* Begin Records supplied *

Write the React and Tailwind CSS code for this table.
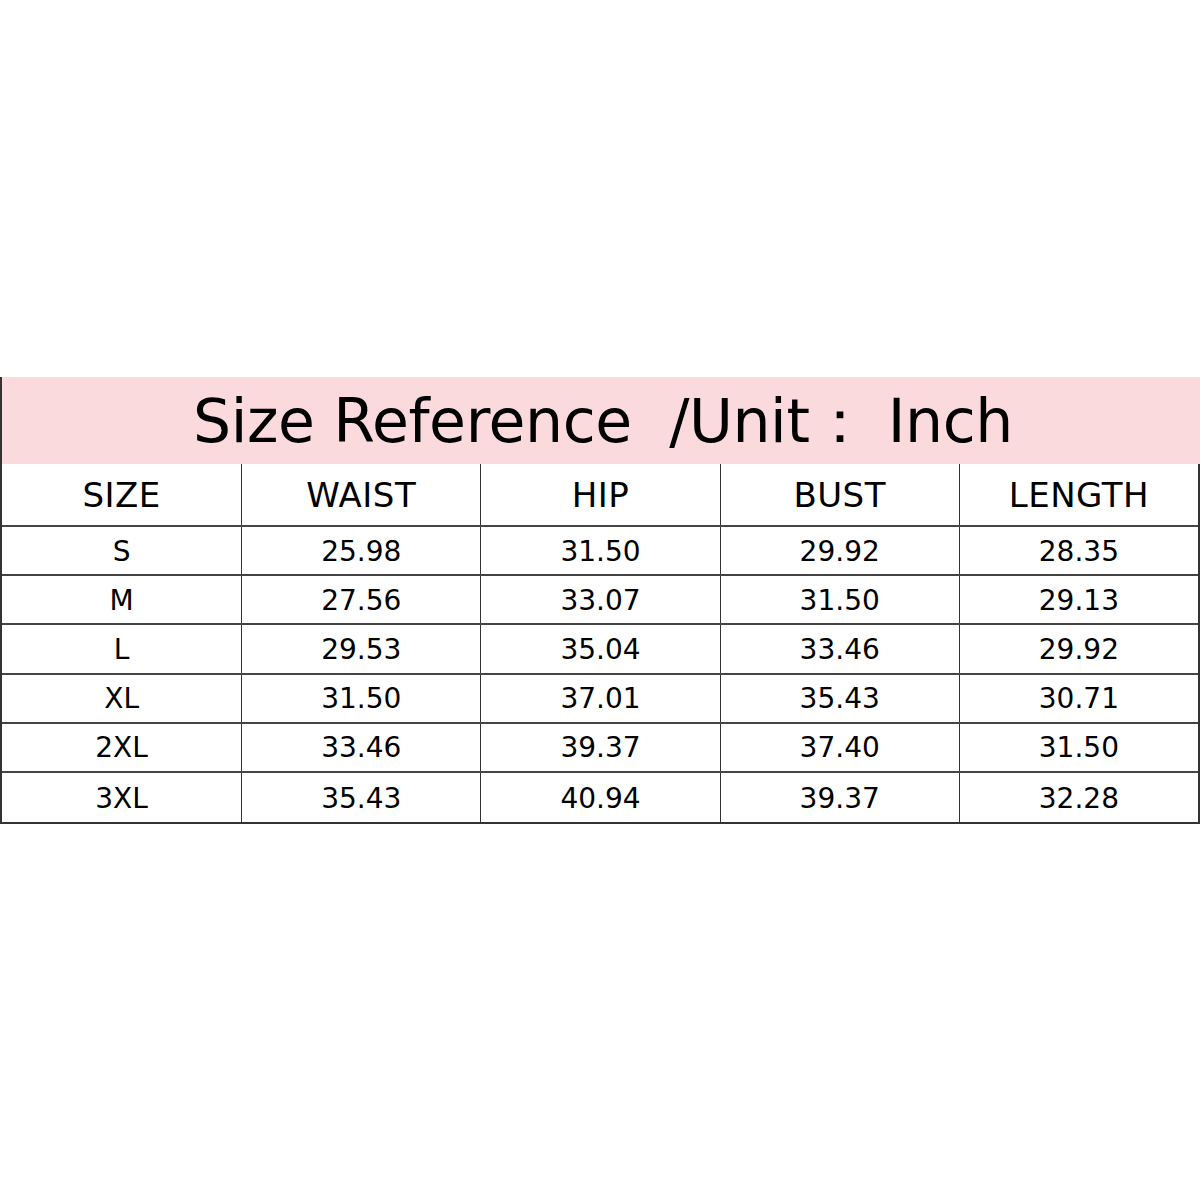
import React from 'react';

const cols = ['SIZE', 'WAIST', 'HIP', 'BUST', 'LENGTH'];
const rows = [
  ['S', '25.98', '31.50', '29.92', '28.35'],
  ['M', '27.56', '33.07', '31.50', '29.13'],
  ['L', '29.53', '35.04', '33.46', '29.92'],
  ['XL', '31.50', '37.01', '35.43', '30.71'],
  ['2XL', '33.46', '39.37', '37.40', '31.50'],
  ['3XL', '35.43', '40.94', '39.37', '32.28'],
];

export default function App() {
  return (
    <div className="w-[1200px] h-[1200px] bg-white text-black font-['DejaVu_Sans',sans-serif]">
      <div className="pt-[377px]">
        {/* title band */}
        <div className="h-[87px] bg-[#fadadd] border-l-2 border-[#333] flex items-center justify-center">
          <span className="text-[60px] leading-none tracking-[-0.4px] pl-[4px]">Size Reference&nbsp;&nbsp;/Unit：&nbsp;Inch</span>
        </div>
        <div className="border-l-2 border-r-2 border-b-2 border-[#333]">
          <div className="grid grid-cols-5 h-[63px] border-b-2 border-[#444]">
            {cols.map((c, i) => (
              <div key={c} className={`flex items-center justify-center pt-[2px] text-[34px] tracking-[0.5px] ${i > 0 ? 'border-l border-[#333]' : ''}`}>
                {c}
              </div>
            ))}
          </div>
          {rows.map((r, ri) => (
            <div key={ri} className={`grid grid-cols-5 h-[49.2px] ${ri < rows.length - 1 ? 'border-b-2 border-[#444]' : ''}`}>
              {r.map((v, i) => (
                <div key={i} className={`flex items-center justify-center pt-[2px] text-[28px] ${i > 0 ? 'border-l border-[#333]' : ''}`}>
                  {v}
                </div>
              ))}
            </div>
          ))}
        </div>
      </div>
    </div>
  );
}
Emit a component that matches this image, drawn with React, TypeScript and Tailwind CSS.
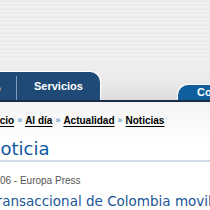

* End Records supplied *

▸ Objective
Return all of the entries exactly as written, but drop any pictures they hold.

▸ In response
Write the React and Tailwind CSS code for this table.
import React from 'react';

const cols = ['SIZE', 'WAIST', 'HIP', 'BUST', 'LENGTH'];
const rows = [
  ['S', '25.98', '31.50', '29.92', '28.35'],
  ['M', '27.56', '33.07', '31.50', '29.13'],
  ['L', '29.53', '35.04', '33.46', '29.92'],
  ['XL', '31.50', '37.01', '35.43', '30.71'],
  ['2XL', '33.46', '39.37', '37.40', '31.50'],
  ['3XL', '35.43', '40.94', '39.37', '32.28'],
];

export default function App() {
  return (
    <div className="w-[1200px] h-[1200px] bg-white text-black font-['DejaVu_Sans',sans-serif]">
      <div className="pt-[377px]">
        {/* title band */}
        <div className="h-[87px] bg-[#fadadd] border-l-2 border-[#333] flex items-center justify-center">
          <span className="text-[60px] leading-none tracking-[-0.4px] pl-[4px]">Size Reference&nbsp;&nbsp;/Unit：&nbsp;Inch</span>
        </div>
        <div className="border-l-2 border-r-2 border-b-2 border-[#333]">
          <div className="grid grid-cols-5 h-[63px] border-b-2 border-[#444]">
            {cols.map((c, i) => (
              <div key={c} className={`flex items-center justify-center pt-[2px] text-[34px] tracking-[0.5px] ${i > 0 ? 'border-l border-[#333]' : ''}`}>
                {c}
              </div>
            ))}
          </div>
          {rows.map((r, ri) => (
            <div key={ri} className={`grid grid-cols-5 h-[49.2px] ${ri < rows.length - 1 ? 'border-b-2 border-[#444]' : ''}`}>
              {r.map((v, i) => (
                <div key={i} className={`flex items-center justify-center pt-[2px] text-[28px] ${i > 0 ? 'border-l border-[#333]' : ''}`}>
                  {v}
                </div>
              ))}
            </div>
          ))}
        </div>
      </div>
    </div>
  );
}
Emit a component that matches this image, drawn with React, TypeScript and Tailwind CSS.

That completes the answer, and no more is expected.